The course was able to witness an evening ceremony at the Sri Veeramakaliamman Temple which is dedicated to the Hindu goddess Kali. The long day concluded with a tour through the Indian Heritage Centre which showcased the culture, heritage and history of Indian Singaporeans through creative and interactive exhibitions. 

On day three of the students left Singapore and crossed the border into Malaysia. On the journey they visited Pulau Besar. This island became a place of pilgrimage to a large number of Indian Muslims in Malaysia. Many pilgrims still come to the island to visit a mausoleum believed to be of a Wali, Sultan Ariffin Syeikh Ismail Waliallah. Students learned that significant graves and Sufi shrines on the island are currently under threat or have already been torn down due to commercial development. The evening concluded with a walking tour of Malacca and stops at notable temples and historical sites.

The next day, the group resumed their walking tour of the city seeing major monuments and shrines along the way. Later they headed to the Batu Caves, one of Kuala Lumpur’s most well-known attractions.
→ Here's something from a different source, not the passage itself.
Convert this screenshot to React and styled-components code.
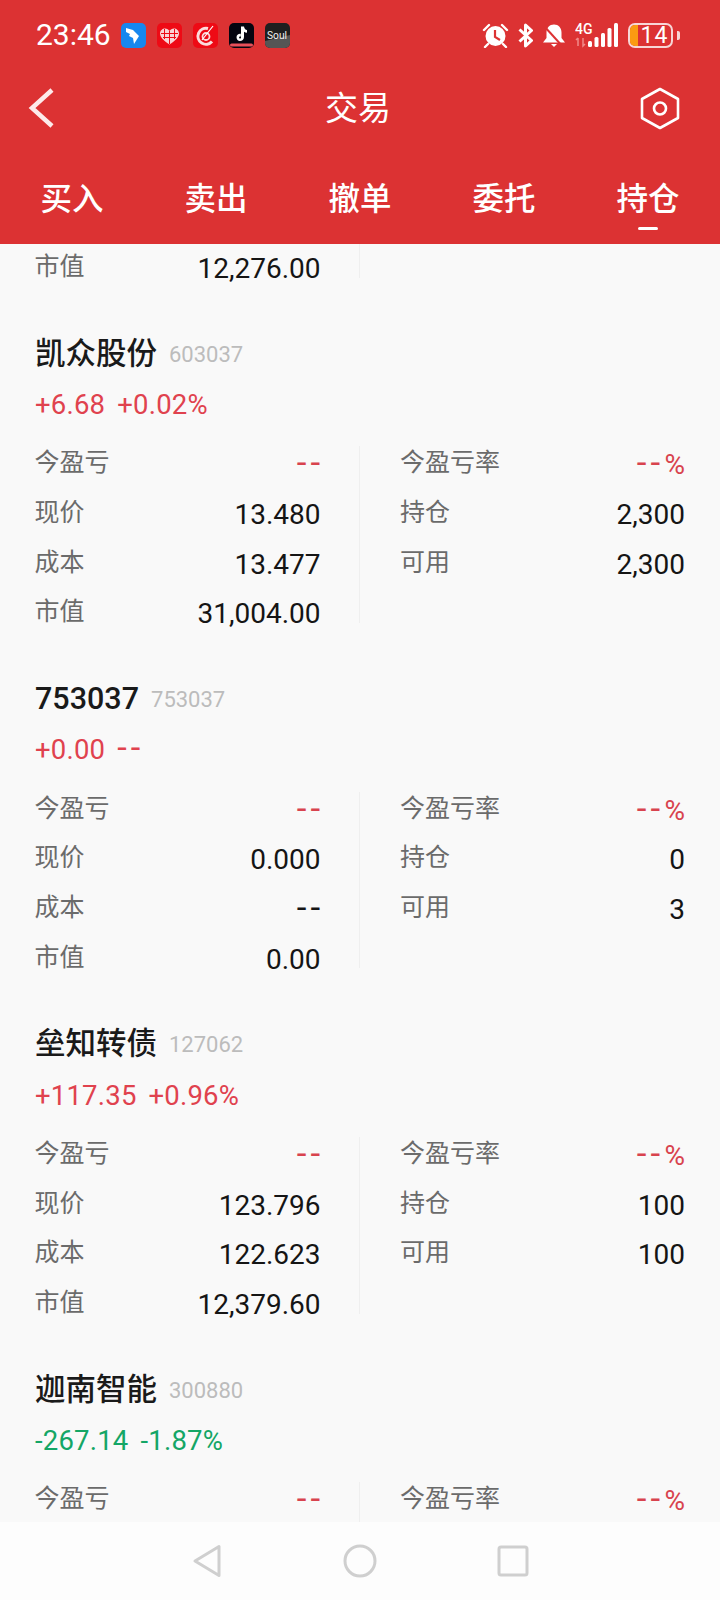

This limestone cave houses several significant Hindu shrines. It is guarded by a spear-toting gold statue of Hindu deity Lord Murugan, who plays a central role in the Malaysian Hindu community.

On day five of the group started the long journey to Penang after a short tour of Kuala Lumpur. Once there they visited a temple and mosque on Penang Hill and continued on with a walking tour of Penang city stopping for some important religious sites, conversations and lectures along the way.

On the final day students continued their walking tour of Penang visiting several key landmarks such as Khoo Khonsi Clan House, Kapitan Keling's Tomb as well as temples and mosques throughout Penang’s Little India. Afterward students returned to Singapore for one final meal at one of their most famed night markets and headed home to Philadelphia.